● Data lines
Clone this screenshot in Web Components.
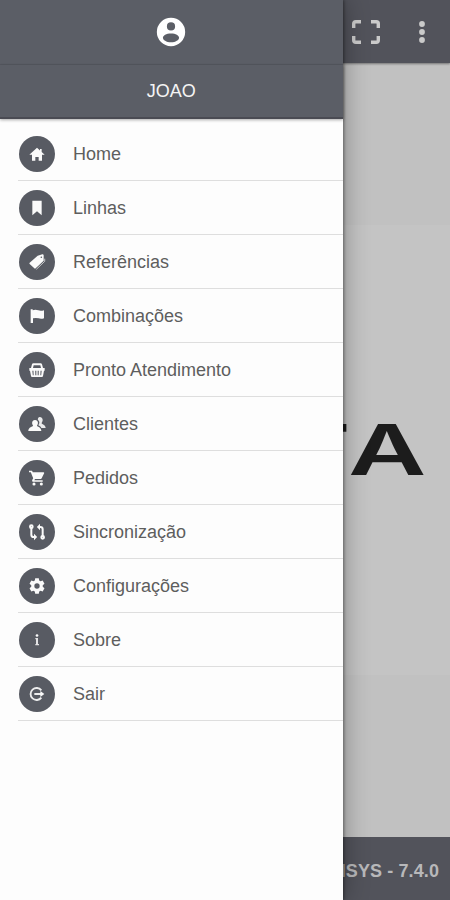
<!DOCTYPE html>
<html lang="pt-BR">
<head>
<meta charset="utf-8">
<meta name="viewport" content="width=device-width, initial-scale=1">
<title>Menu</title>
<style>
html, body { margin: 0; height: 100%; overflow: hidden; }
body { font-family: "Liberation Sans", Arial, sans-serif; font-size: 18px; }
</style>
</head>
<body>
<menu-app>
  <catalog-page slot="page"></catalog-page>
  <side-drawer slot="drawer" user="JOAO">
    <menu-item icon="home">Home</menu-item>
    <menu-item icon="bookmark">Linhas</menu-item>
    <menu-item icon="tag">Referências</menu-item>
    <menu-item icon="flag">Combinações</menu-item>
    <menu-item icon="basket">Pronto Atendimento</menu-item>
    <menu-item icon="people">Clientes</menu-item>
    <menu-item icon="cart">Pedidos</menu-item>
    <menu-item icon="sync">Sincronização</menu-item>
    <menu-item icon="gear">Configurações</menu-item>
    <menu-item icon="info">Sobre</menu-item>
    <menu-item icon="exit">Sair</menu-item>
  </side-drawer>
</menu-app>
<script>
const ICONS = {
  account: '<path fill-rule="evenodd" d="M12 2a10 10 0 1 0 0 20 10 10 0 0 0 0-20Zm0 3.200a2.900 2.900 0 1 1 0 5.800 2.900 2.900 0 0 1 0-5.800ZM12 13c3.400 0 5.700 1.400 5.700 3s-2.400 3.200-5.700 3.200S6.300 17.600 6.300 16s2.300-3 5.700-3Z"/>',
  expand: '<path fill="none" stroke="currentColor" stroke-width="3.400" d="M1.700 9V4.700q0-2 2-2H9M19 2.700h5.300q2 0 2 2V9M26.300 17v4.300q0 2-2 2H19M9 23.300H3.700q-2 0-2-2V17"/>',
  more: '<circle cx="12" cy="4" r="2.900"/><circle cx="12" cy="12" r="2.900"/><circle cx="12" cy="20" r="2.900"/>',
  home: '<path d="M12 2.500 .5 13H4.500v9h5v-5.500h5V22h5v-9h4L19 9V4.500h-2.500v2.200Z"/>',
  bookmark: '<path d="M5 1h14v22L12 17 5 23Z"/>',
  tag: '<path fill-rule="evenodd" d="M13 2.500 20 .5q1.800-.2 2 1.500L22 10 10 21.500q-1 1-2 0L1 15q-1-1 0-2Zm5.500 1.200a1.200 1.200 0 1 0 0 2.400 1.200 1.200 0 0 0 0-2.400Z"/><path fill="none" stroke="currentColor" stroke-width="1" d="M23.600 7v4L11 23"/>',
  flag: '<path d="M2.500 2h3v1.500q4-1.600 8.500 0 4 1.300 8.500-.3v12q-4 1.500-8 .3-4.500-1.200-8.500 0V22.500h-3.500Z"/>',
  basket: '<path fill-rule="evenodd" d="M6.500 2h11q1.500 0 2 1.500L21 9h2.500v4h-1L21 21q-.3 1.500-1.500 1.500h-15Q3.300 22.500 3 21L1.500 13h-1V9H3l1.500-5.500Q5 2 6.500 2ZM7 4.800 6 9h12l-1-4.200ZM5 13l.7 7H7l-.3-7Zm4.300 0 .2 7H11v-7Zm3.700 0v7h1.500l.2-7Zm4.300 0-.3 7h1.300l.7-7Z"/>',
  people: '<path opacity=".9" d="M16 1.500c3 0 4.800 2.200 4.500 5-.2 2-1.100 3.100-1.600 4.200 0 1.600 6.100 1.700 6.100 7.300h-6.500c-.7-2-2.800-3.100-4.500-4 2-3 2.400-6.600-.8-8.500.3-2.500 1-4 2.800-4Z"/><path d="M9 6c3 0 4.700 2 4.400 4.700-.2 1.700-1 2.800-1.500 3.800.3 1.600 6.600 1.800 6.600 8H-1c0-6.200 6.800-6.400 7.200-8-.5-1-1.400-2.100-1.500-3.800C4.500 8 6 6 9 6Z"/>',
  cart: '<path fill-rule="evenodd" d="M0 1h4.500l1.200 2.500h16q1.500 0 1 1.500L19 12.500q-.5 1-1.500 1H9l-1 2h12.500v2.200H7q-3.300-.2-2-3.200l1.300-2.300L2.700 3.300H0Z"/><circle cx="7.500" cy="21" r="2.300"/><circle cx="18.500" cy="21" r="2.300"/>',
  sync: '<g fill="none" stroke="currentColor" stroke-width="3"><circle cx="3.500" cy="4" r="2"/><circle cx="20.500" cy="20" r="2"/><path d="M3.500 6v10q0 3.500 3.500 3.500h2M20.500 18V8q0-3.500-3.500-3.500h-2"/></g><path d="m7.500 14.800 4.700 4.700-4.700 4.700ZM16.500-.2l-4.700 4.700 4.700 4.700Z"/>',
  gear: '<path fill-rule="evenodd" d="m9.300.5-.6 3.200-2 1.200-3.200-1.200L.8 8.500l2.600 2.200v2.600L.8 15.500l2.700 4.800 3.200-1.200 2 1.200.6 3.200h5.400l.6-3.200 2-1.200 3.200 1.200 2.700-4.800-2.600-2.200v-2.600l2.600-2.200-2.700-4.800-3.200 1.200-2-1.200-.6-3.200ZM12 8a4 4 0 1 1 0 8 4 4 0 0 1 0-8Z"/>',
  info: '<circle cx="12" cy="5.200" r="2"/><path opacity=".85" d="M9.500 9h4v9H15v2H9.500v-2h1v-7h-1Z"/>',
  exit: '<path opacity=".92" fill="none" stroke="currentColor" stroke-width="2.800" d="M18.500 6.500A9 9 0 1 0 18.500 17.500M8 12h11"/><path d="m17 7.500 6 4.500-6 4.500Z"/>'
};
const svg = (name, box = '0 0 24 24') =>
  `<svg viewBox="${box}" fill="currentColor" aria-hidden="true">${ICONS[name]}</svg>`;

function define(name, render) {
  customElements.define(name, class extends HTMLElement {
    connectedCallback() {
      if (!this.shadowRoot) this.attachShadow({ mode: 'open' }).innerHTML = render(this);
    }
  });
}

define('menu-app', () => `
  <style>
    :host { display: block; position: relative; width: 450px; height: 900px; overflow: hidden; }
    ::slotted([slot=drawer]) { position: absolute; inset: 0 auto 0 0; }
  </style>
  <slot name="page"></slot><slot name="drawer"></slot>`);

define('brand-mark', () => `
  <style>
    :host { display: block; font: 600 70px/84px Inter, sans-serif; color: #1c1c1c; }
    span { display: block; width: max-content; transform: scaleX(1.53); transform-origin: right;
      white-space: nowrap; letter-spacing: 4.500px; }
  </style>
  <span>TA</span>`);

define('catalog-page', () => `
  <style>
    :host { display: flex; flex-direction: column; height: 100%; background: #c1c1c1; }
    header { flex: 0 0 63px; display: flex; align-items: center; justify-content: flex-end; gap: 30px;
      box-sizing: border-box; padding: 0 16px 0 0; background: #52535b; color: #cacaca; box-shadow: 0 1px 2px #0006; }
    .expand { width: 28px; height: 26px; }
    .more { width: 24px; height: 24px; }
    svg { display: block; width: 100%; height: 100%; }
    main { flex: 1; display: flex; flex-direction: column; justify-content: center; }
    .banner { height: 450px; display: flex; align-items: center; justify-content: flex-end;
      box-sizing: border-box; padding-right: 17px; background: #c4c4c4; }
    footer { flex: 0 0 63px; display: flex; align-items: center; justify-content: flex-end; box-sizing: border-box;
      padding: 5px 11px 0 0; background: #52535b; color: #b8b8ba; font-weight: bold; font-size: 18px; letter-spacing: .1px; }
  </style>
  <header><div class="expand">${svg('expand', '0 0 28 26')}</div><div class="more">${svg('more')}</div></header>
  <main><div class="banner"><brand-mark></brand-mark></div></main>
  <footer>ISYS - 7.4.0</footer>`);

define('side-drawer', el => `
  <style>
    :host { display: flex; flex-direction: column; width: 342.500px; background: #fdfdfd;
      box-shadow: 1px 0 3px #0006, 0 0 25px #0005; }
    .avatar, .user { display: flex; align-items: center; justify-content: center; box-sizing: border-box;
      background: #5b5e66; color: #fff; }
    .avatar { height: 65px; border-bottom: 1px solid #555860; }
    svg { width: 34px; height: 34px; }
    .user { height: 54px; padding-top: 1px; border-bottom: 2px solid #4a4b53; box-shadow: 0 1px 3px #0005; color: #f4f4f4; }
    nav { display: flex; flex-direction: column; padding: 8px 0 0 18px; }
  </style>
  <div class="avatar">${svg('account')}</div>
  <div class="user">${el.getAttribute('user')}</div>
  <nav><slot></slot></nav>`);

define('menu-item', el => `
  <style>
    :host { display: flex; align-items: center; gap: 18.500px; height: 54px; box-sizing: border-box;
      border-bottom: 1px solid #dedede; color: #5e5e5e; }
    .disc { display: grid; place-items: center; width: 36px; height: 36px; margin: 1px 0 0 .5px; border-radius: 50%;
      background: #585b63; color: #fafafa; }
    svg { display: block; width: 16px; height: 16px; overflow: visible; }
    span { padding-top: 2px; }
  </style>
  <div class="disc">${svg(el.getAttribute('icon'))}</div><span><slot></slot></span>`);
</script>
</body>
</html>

● Given task
Tally how many lines of the data include the word "this". Write the number and nothing else.

● Response
2